4857 sayılı İş Kanunu kapsamı belirlerken açıkça deniz taşıma işlerinde çalışanların bu kanun kapsamında bulunmayacaklarını belirtmiştir. İş güvencesi hükümleri 4857 sayılı İş Kanunu’nda düzenlenmiş, yine özel kanunun olan Basın İş Kanunu 6. maddesi yollaması ile 4857 sayılı İş Kanunu’nun iş güvencesine ait 18-21. maddelerinin basın çalışanlarına da uygulanacağı belirtilmiştir. Deniz İş Kanunu’nda bu yönde bir düzenleme yoktur. Bu nedenle Deniz İş Kanunu kapsamında çalışan bir gemiadamının 4857 sayılı İş Kanunu’ndaki iş güvencesi hükümlerinin kendisi hakkında genel kanun olduğu veya kıyasen uygulanmasını isteme olanağı yoktur. Bu nedenle mahkemece bu yöndeki tespit doğrudur.

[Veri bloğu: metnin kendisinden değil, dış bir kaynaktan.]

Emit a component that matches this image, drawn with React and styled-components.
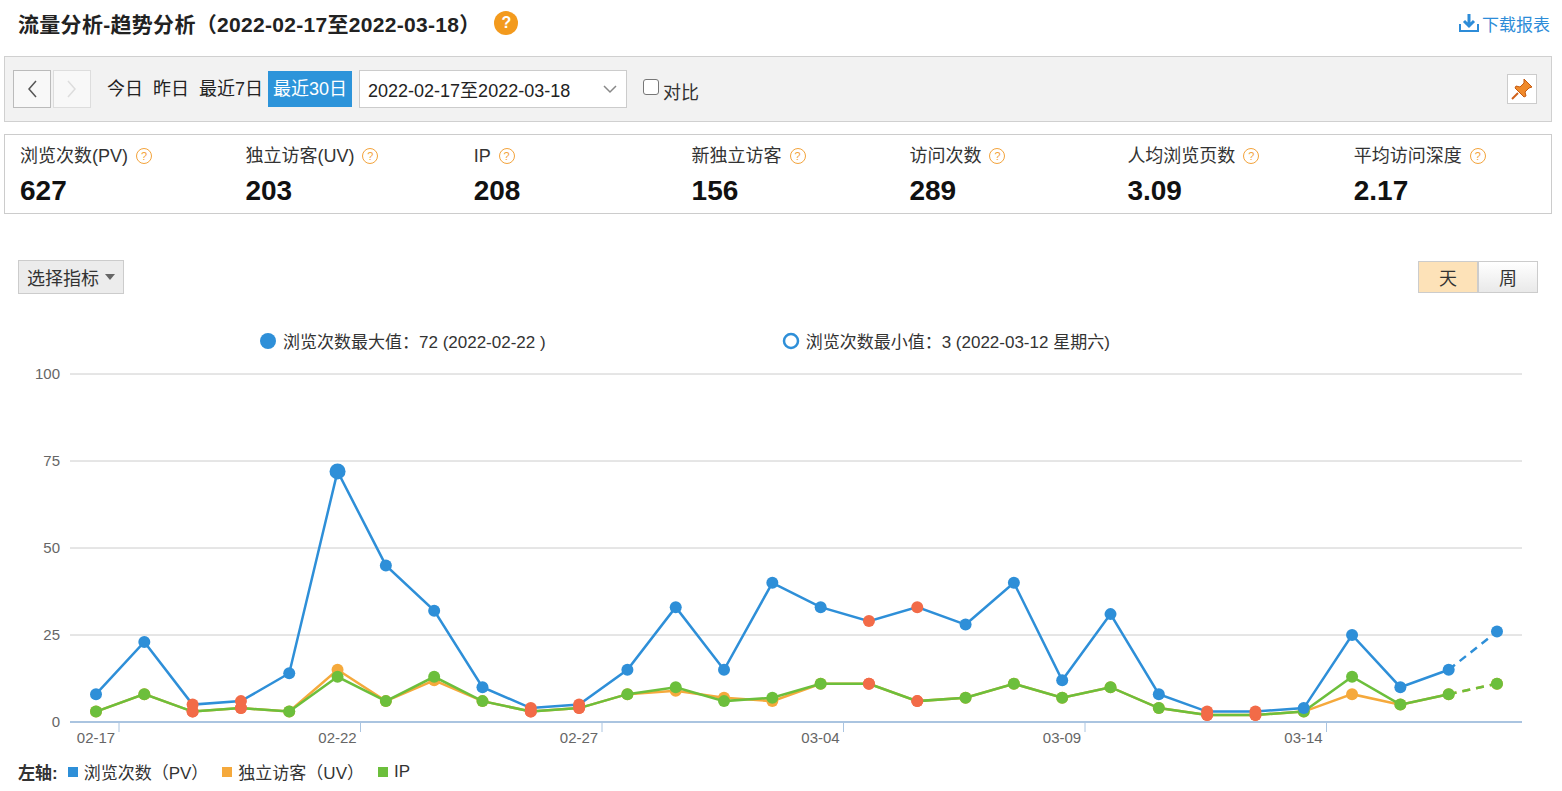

Ancak salt gemiadamı olmak Deniz İş Kanunu kapsamında olmayı gerektirmez. Gemiadamı olma koşulu yanında 854 sayılı Deniz İş Kanunu’nun 1. maddesi kapsamında işleten veya gemi sahibi olan işverene ait bir gemi işyerinde ve deniz taşıma işinde çalışması gerekir. Somut uyuşmazlıkta gemiadamı olan davacının davalı kuruma ait Deniz İş Kanunu’nun 1. maddesi kapsamında sayılan bir gemide çalışıp çalışmadığı ve gemide çalışmış ise yaptığı işin deniz taşıma işi olup olmadığı açıklığa kavuşturulmadan eksik inceleme ile yazılı şekilde karar verilmesi hatalıdır.
F) Sonuç:
Temyiz olunan kararın, yukarıda yazılı sebepten dolayı BOZULMASINA, peşin alınan temyiz harcının istek halinde ilgiliye iadesine 17.06.2015 gününde oybirliği ile karar verildi.